From the blurb, ‘Risky Redemption’ sounds exactly like the type of read that’s up my alley: a woman with amnesia, mistaken for a mark for treasonous activity and is put as a target for a honey trap, until she really disappears when her innocence is proven. Angela Reardon’s secrets however, aren’t the type that should concern the CIA at all and in a case that’s not just about mistaken identity, the rot in the system appears too little too late, until she looks to be the kind of collateral damage swept under a rug unless a valiant, truth-seeking hero uncovers the dirt.

That was as much as I could put together for the first half of the book given the constant and numerous flashbacks interspersed with the present which made it difficult to get the timeline straight in my head. With a time gap that the storytelling struggled to bridge (the number of events that’d led us to this point only unfurl through flashbacks), the hints that were dished out merely left me with an increasing stockpile of questions that weren’t addressed as the pages turned.

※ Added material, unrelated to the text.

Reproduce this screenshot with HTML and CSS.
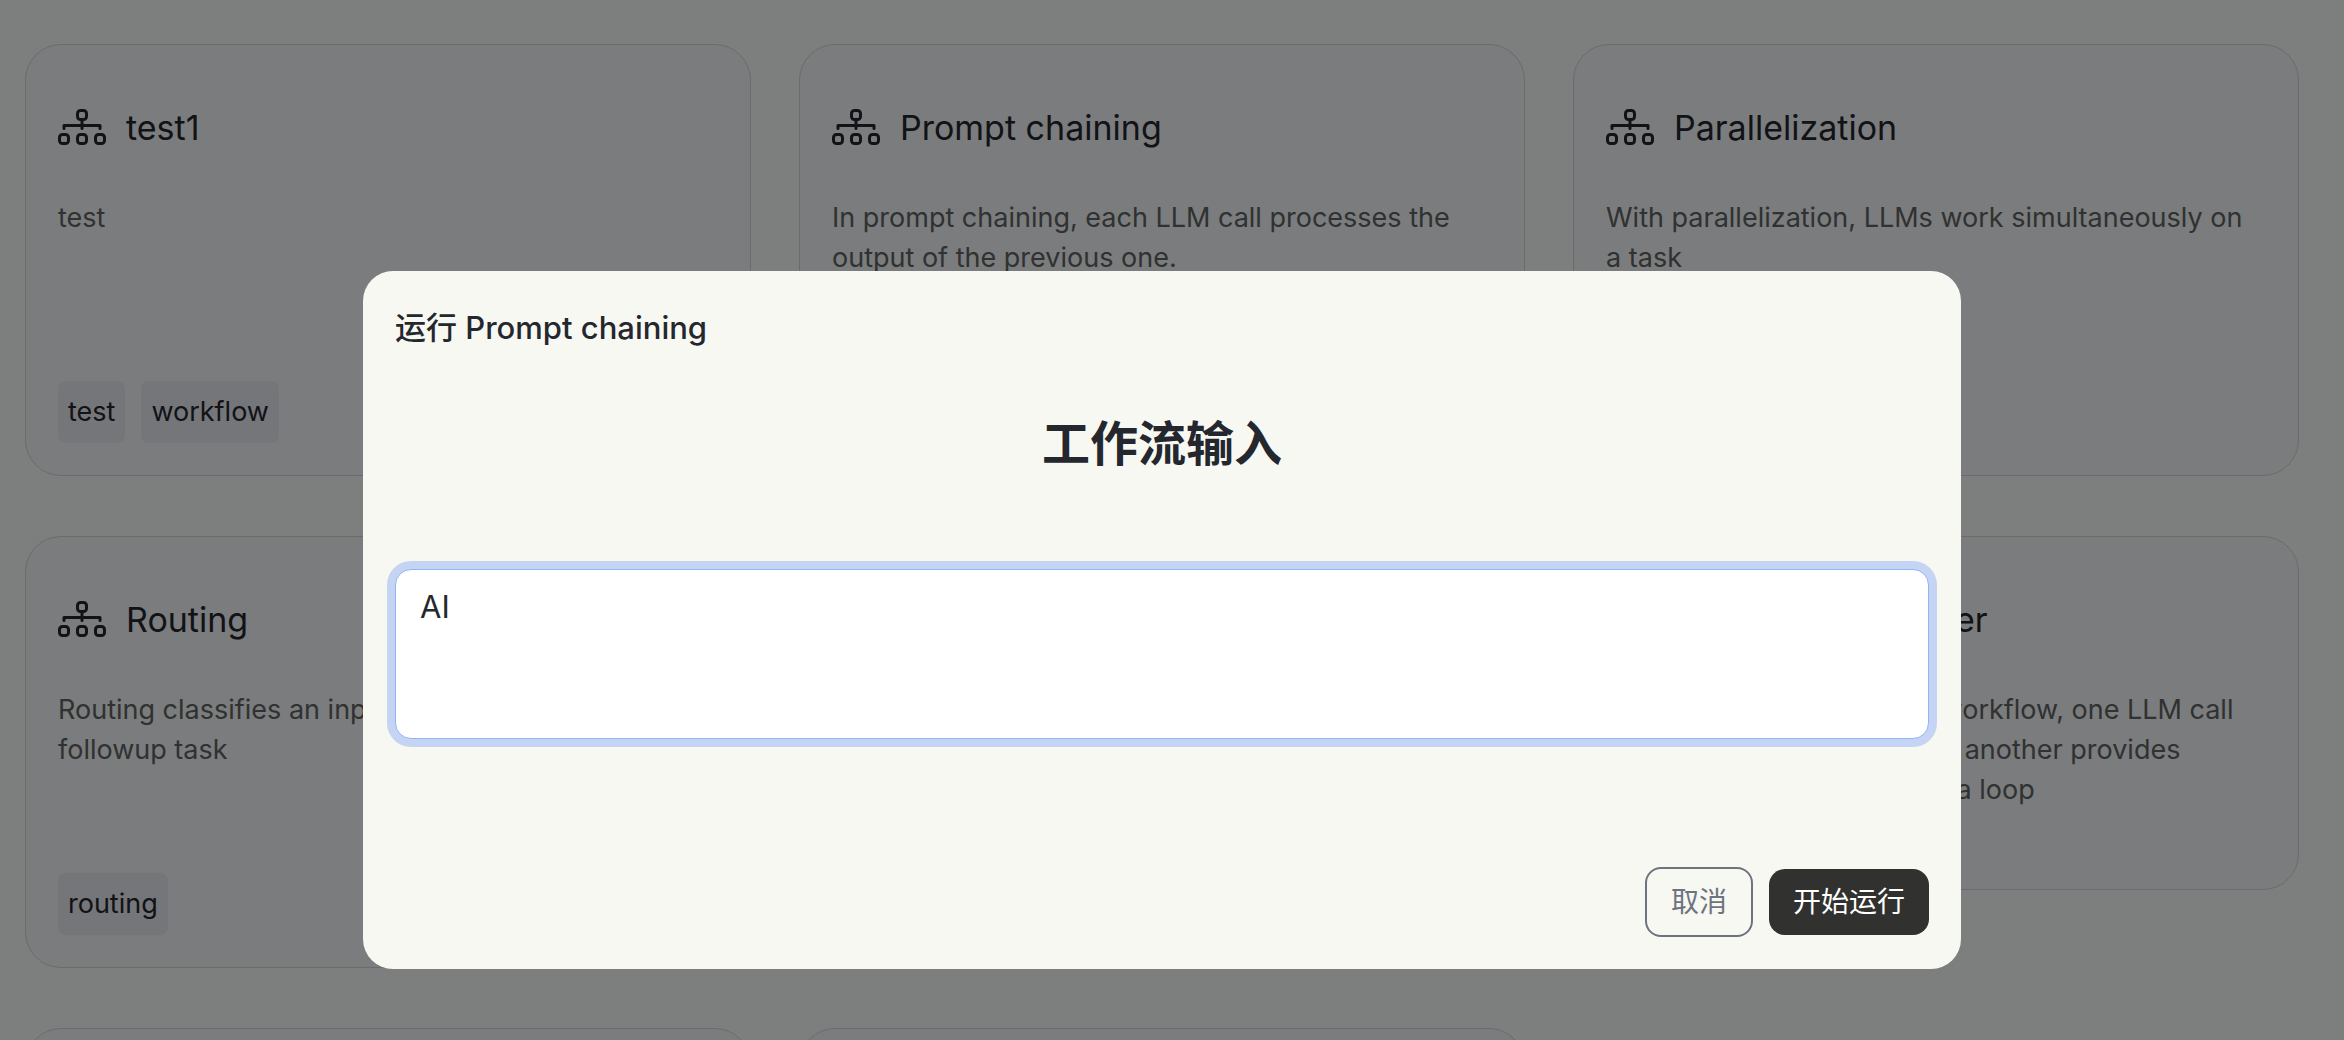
FILE: index.html
```html
<!DOCTYPE html>
<html lang="zh-CN">
<head>
    <meta charset="UTF-8">
    <title>工作流</title>
    <meta name="viewport" content="width=device-width,initial-scale=1">
    <link rel="stylesheet" href="styles.css">
</head>
<body>
<svg class="sprite" aria-hidden="true">
    <symbol id="flow" viewBox="0 0 48 36">
        <g fill="none" stroke="currentColor" stroke-width="3" stroke-linecap="round" stroke-linejoin="round">
            <rect x="19.5" y="1.5" width="9" height="9" rx="3"/>
            <rect x="1.5" y="25.5" width="9" height="9" rx="3"/>
            <rect x="19.5" y="25.5" width="9" height="9" rx="3"/>
            <rect x="37.5" y="25.5" width="9" height="9" rx="3"/>
            <path d="M24 11v8.500M6 19.500v-3h36v3"/>
        </g>
    </symbol>
</svg>
<main class="card-list">
    <article class="card">
        <h2 class="card-title"><svg class="icon"><use href="#flow"/></svg>test1</h2>
        <p class="card-desc">test</p>
        <div class="tags"><span class="tag">test</span><span class="tag">workflow</span></div>
    </article>
    <article class="card">
        <h2 class="card-title"><svg class="icon"><use href="#flow"/></svg>Prompt chaining</h2>
        <p class="card-desc">In prompt chaining, each LLM call processes the output of the previous one.</p>
        <div class="tags"><span class="tag">chaining</span></div>
    </article>
    <article class="card">
        <h2 class="card-title"><svg class="icon"><use href="#flow"/></svg>Parallelization</h2>
        <p class="card-desc">With parallelization, LLMs work simultaneously on a task</p>
        <div class="tags"><span class="tag">parallel</span></div>
    </article>
    <article class="card">
        <h2 class="card-title"><svg class="icon"><use href="#flow"/></svg>Routing</h2>
        <p class="card-desc">Routing classifies an input and directs it to a followup task</p>
        <div class="tags"><span class="tag">routing</span></div>
    </article>
    <article class="card">
        <h2 class="card-title"><svg class="icon"><use href="#flow"/></svg>Orchestrator</h2>
        <p class="card-desc">A central LLM breaks down tasks and delegates them</p>
        <div class="tags"><span class="tag">workers</span></div>
    </article>
    <article class="card">
        <h2 class="card-title"><svg class="icon"><use href="#flow"/></svg>Evaluator-optimizer</h2>
        <p class="card-desc">In the evaluator-optimizer workflow, one LLM call generates a response while another provides evaluation and feedback in a loop</p>
    </article>
    <article class="card"></article>
    <article class="card"></article>
</main>
<div class="mask">
    <form class="modal" role="dialog" aria-modal="true" aria-labelledby="modal-title">
        <h3 class="modal-title" id="modal-title">运行 Prompt chaining</h3>
        <label class="modal-label" for="flow-input">工作流输入</label>
        <textarea class="modal-input" id="flow-input">AI</textarea>
        <div class="modal-btns">
            <button class="btn btn-cancel" type="button">取消</button>
            <button class="btn btn-run" type="button">开始运行</button>
        </div>
    </form>
</div>
</body>
</html>
```
FILE: styles.css
```css
*{ box-sizing: border-box; }
body,h2,h3,p{ margin: 0; }
body{ background-color: #f9fefa; font-family: Inter,"Noto Sans CJK SC",sans-serif; color: #24272e; }
.sprite{ display: none; }

.card-list{ display: grid; grid-template-columns: repeat(3,1fr); grid-auto-rows: max-content; align-items: start; gap: 60px 48px;
            height: 100vh; overflow: hidden; padding: 44px 45px 0 25px; }
.card{ min-height: 354px; padding: 32px; border: 1px solid #d4d6d4; border-radius: 36px; background-color: #f7f8fb; }
.card-title{ display: flex; align-items: center; gap: 20px; height: 100px; font-size: 34px; font-weight: 400; color: #24272e; }
.icon{ width: 48px; height: 36px; }
.card-desc{ min-height: 167px; margin-top: 21px; padding-right: 8px; font-size: 27px; line-height: 40px; color: #606462; }
.tags{ display: flex; gap: 16px; margin-top: 16px; }
.tag{ padding: 0 10px; border-radius: 8px; background-color: #ebecf3; font-size: 27px; line-height: 62px; }

.mask{ position: fixed; top: 0; right: 0; bottom: 0; left: 0; display: flex; justify-content: center; align-items: flex-start;
       padding: 271px 20px 0 0; background-color: rgba(0,0,0,.5); }
.modal{ display: flex; flex-direction: column; width: 90%; max-width: 1598px; padding: 32px; border-radius: 30px; background-color: #f7f8f2; }
.modal-title{ font-size: 31px; font-weight: 500; line-height: 50px; }
.modal-label{ margin: 55px 0 89px; font-size: 48px; font-weight: 700; line-height: 72px; text-align: center; }
.modal-input{ height: 170px; padding: 13px 24px; border: 1px solid #8fb4fb; border-radius: 16px; outline: none; resize: none;
              background-color: #fff; box-shadow: 0 0 0 8px #c5d4f3; font: 400 31px/48px Inter,"Noto Sans CJK SC",sans-serif; color: #24272e; }
.modal-btns{ display: flex; justify-content: flex-end; align-items: center; gap: 16px; margin-top: 128px; }
.btn{ padding: 12px 24px; border: 0; border-radius: 16px; font: 400 28px/42px Inter,"Noto Sans CJK SC",sans-serif; }
.btn-cancel{ border: 2px solid #6d7480; background-color: transparent; color: #6d7480; }
.btn-run{ background-color: #31312f; color: #fff; }
```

With the narrative was constantly broken up between Jake/Angela’s first few meetings and the point where she apparently disappears, I had a hard time grasping the story’s coherence—it felt more like a jigsaw that frustratingly, couldn’t be put together at all—with the constant refrain of Jake’s self-recrimination, the lamenting of his lack of moral compass and generally, the weight of his regrets that seemed to pour off the pages instead of a hard, forward momentum that I’d expected of this genre. Unevenly paced, the middle-half of the book dealt solely with Jake’s investigations and Angela’s absence was starkly felt, except for her appearances in the flashbacks.

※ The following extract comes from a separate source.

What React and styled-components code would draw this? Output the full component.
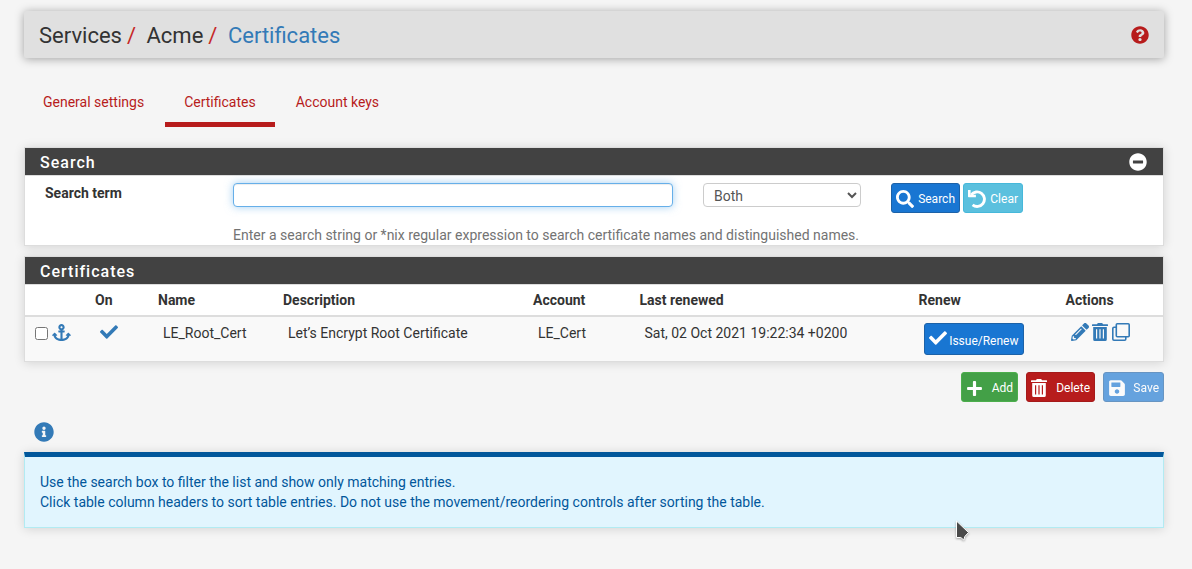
import React from "react";
import styled, { createGlobalStyle } from "styled-components";
import {
  FaAnchor,
  FaCheck,
  FaInfoCircle,
  FaMinusCircle,
  FaPencilAlt,
  FaPlus,
  FaQuestionCircle,
  FaSave,
  FaSearch,
} from "react-icons/fa";

const GlobalStyle = createGlobalStyle`
  *, *::before, *::after { box-sizing: border-box; }
  body {
    margin: 0;
    background: #f5f5f5;
    color: #333;
    font: 14px/20px Roboto, "Liberation Sans", sans-serif;
  }
  svg { display: block; flex: none; }
`;

const Page = styled.div`
  position: relative;
  width: 1192px;
  height: 569px;
  padding: 11px 28px 0 24px;
  overflow: hidden;
`;

const Header = styled.header`
  display: flex;
  align-items: center;
  justify-content: space-between;
  height: 47px;
  padding: 1px 15px 0;
  border-radius: 2px;
  background: #e0e0e0;
  box-shadow: 0 1px 10px rgba(0, 0, 0, 0.35);
  color: #b71c1c;
`;

const Breadcrumb = styled.ol`
  display: flex;
  margin: 0;
  padding: 1px 0 0;
  list-style: none;
  font-size: 22px;
  line-height: 24px;
`;

const Crumb = styled.li`
  color: ${(p) => (p.$active ? "#337ab7" : "#333")};
  &:not(:first-child)::before {
    content: "/";
    padding: 0 10.5px 0 5px;
    color: #c62828;
  }
`;

const Tabs = styled.nav`
  display: flex;
  gap: 2px;
  margin-top: 24px;
`;

const Tab = styled.a`
  height: 45px;
  padding: 10px 19px 0;
  border-bottom: 5px solid ${(p) => (p.$active ? "#b71c1c" : "transparent")};
  color: #b71c1c;
`;

const Panel = styled.section`
  height: ${(p) => p.$height}px;
  margin-top: ${(p) => p.$gap}px;
  border: 1px solid #ddd;
  background: #fff;
  box-shadow: 0 1px 10px rgba(0, 0, 0, 0.14);
`;

const PanelTitle = styled.h2`
  display: flex;
  align-items: center;
  justify-content: space-between;
  height: 28px;
  margin: 0;
  padding: 2px 16px 0 15px;
  border-bottom: 1px solid #ddd;
  background: #424242;
  background-clip: padding-box;
  color: #fff;
  font-size: 16px;
  font-weight: 500;
  letter-spacing: 1px;
  svg { margin-top: -1px; }
`;

const SearchForm = styled.div`
  display: grid;
  grid-template-columns: 188px 440px 188px auto;
  padding: 7px 0 0 20px;
`;

const Label = styled.label`
  font-weight: 700;
`;

const TextInput = styled.input`
  height: 24px;
  padding: 0 10px;
  border: 1px solid #66afe9;
  border-radius: 4px;
  outline: none;
  background: #fff;
  box-shadow: inset 0 1px 1px rgba(0, 0, 0, 0.075), 0 0 8px rgba(102, 175, 233, 0.6);
`;

const Select = styled.select`
  width: 158px;
  height: 24px;
  margin-left: 30px;
  padding: 1px 0 0 6px;
  border: 1px solid #ccc;
  border-radius: 4px;
  background: #fff;
  color: #555;
  font: 14px Roboto, sans-serif;
`;

const Help = styled.span`
  grid-column: 2 / -1;
  margin-top: 12px;
  color: #737373;
`;

const SearchButtons = styled.div`
  display: flex;
  gap: 3px;
  height: 30px;
  margin-left: 30px;
`;

const tones = {
  primary: ["#1976d2", "#1c62a8"],
  info: ["#5bc0de", "#46b8da"],
  success: ["#43a047", "#4cae4c"],
  danger: ["#b71c1c", "#a51a1a"],
};

const Button = styled.button`
  display: flex;
  align-items: center;
  justify-content: space-between;
  width: ${(p) => p.$width}px;
  height: ${(p) => p.$height || 30}px;
  padding: 2px 4px 0;
  border: 1px solid ${(p) => tones[p.$tone][1]};
  border-radius: 3px;
  background: ${(p) => tones[p.$tone][0]};
  color: #fff;
  font: 12px/18px Roboto, sans-serif;
  opacity: ${(p) => (p.$disabled ? 0.65 : 1)};
`;

const RenewButton = styled(Button)`
  svg { margin-top: -4px; }
  span { margin-top: 2px; }
`;

const Table = styled.table`
  width: 100%;
  table-layout: fixed;
  border-collapse: separate;
  border-spacing: 0;
`;

const Th = styled.th`
  width: ${(p) => p.$width}px;
  height: 32px;
  padding: 0 5px;
  border-bottom: 2px solid #ddd;
  text-align: left;
`;

const Td = styled.td`
  height: 44px;
  padding: 6px 0 0 10px;
  background: #f9f9f9;
  vertical-align: top;
`;

const IconRow = styled.div`
  display: flex;
  gap: ${(p) => p.$gap}px;
  color: #337ab7;
`;

const Checkbox = styled.input`
  width: 13px;
  height: 13px;
  margin: 4px 0 0;
`;

const Actions = styled.div`
  display: flex;
  justify-content: flex-end;
  gap: 8px;
  margin-top: 10px;
`;

const InfoToggle = styled.div`
  margin: 19.5px 0 10.5px 10px;
  color: #337ab7;
`;

const InfoBox = styled.div`
  height: 76px;
  padding: 15px;
  border: 1px solid #b2ebf2;
  border-top: 5px solid #01579b;
  background: #e1f5fe;
  box-shadow: 0 1px 10px rgba(0, 0, 0, 0.14);
  color: #01579b;
`;

const Pointer = styled.svg`
  position: absolute;
  left: 953px;
  top: 518px;
  filter: drop-shadow(0 1px 1px rgba(0, 0, 0, 0.35));
`;

const TrashIcon = () => (
  <svg width="16" height="18" viewBox="0 0 16 18" fill="currentColor">
    <path
      fillRule="evenodd"
      d="M.5 1.2H5L5.8 0h4.4L11 1.2h4.5q.5 0 .5.5v1.2H0V1.7q0-.5.5-.5ZM1.2 4h13.6v12.4q0 1.6-1.6 1.6H2.8q-1.6 0-1.6-1.6ZM4 6.2v9.4h1.2V6.2Zm3.4 0v9.4h1.2V6.2Zm3.4 0v9.4H12V6.2Z"
    />
  </svg>
);

const CloneIcon = () => (
  <svg width="18" height="18" viewBox="0 0 18 18" fill="none" stroke="currentColor" strokeWidth="1.6">
    <rect x="4.3" y=".8" width="12.9" height="12.9" rx="1" />
    <path d="M4.3 4.2H2q-1.2 0-1.2 1.2V16q0 1.2 1.2 1.2h10.6q1.2 0 1.2-1.2v-2.3" />
  </svg>
);

const UndoIcon = () => (
  <svg width="18" height="18" viewBox="0 0 18 18" fill="none">
    <path d="M3.2 4.9A7.3 7.3 0 1 1 4.6 14.9" stroke="currentColor" strokeWidth="2.9" />
    <path d="M0 0h2.6v4.7h5.3v2.6H.7Q0 7.3 0 6.6Z" fill="currentColor" />
  </svg>
);

const columns = [
  ["", 65],
  ["On", 63],
  ["Name", 125],
  ["Description", 250],
  ["Account", 106.5],
  ["Last renewed", 279],
  ["Renew", 147],
  ["Actions", 102.5],
];

export default function App() {
  return (
    <Page>
      <GlobalStyle />
      <Header>
        <Breadcrumb>
          <Crumb>Services</Crumb>
          <Crumb>Acme</Crumb>
          <Crumb $active>Certificates</Crumb>
        </Breadcrumb>
        <FaQuestionCircle size={18} />
      </Header>

      <Tabs>
        <Tab>General settings</Tab>
        <Tab $active>Certificates</Tab>
        <Tab>Account keys</Tab>
      </Tabs>

      <Panel $height={99} $gap={20}>
        <PanelTitle>
          Search
          <FaMinusCircle size={18} />
        </PanelTitle>
        <SearchForm>
          <Label>Search term</Label>
          <TextInput />
          <Select defaultValue="Both">
            <option>Both</option>
          </Select>
          <SearchButtons>
            <Button $tone="primary" $width={69}>
              <FaSearch size={18} />
              <span>Search</span>
            </Button>
            <Button $tone="info" $width={60}>
              <UndoIcon />
              <span>Clear</span>
            </Button>
          </SearchButtons>
          <Help>
            Enter a search string or *nix regular expression to search certificate names and distinguished names.
          </Help>
        </SearchForm>
      </Panel>

      <Panel $height={106} $gap={10}>
        <PanelTitle>Certificates</PanelTitle>
        <Table>
          <thead>
            <tr>
              {columns.map(([name, width]) => (
                <Th key={name} $width={width}>{name}</Th>
              ))}
            </tr>
          </thead>
          <tbody>
            <tr>
              <Td>
                <IconRow $gap={4}>
                  <Checkbox type="checkbox" />
                  <FaAnchor size={19} />
                </IconRow>
              </Td>
              <Td>
                <IconRow>
                  <FaCheck size={18} />
                </IconRow>
              </Td>
              <Td>LE_Root_Cert</Td>
              <Td>Let’s Encrypt Root Certificate</Td>
              <Td>LE_Cert</Td>
              <Td>Sat, 02 Oct 2021 19:22:34 +0200</Td>
              <Td>
                <RenewButton $tone="primary" $width={100} $height={32}>
                  <FaCheck size={18} />
                  <span>Issue/Renew</span>
                </RenewButton>
              </Td>
              <Td>
                <IconRow $gap={3.5}>
                  <FaPencilAlt size={18} />
                  <TrashIcon />
                  <CloneIcon />
                </IconRow>
              </Td>
            </tr>
          </tbody>
        </Table>
      </Panel>

      <Actions>
        <Button $tone="success" $width={57}>
          <FaPlus size={17} />
          <span>Add</span>
        </Button>
        <Button $tone="danger" $width={69}>
          <TrashIcon />
          <span>Delete</span>
        </Button>
        <Button $tone="primary" $width={61} $disabled>
          <FaSave size={18} />
          <span>Save</span>
        </Button>
      </Actions>

      <InfoToggle>
        <FaInfoCircle size={20} />
      </InfoToggle>
      <InfoBox>
        Use the search box to filter the list and show only matching entries.
        <br />
        Click table column headers to sort table entries. Do not use the movement/reordering controls after sorting the
        table.
      </InfoBox>

      <Pointer width="18" height="24" viewBox="0 0 18 24">
        <path d="M3.5 3v16.5h4.3l3 2.5 1-3.5 3.7-4Z" fill="#4a4a4a" stroke="#fff" strokeWidth="1" />
      </Pointer>
    </Page>
  );
}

But throughout, I couldn’t get over the fact that Jake acted like a man-child who blew hot and cold with his emotions and was generally petty in a manner that I associated more with tantrum-throwing children than a grown adult. Too many lines about how easy he had it with women throwing themselves at him which he took every advantage of cemented my impression of him as a highly-reactive protagonist whose uncontrolled moods swings above all, just didn’t seem to fit the bill of the cold contract killer that Marissa Garner was trying to flesh out. Proudly proclaiming that he hadn’t had sex since he’d met her a mere 2-3 weeks ago, then trying to take on the mantle early on as her sex ‘helper’ to escape her past as a rape victim and get her to enjoy sex again—before getting frustrated because his own sexual needs weren’t satisfied when she hesitated—just upped the creep factor…and pretty much made me stop reading after this.

There were secrets to uncover and too many gaps to fill, without a doubt. But having found the protagonists generally unlikable and having struggled so much with the style of the storytelling, I can only say this just isn’t the book for me when I found I couldn’t pay attention long enough to discover what those secrets were.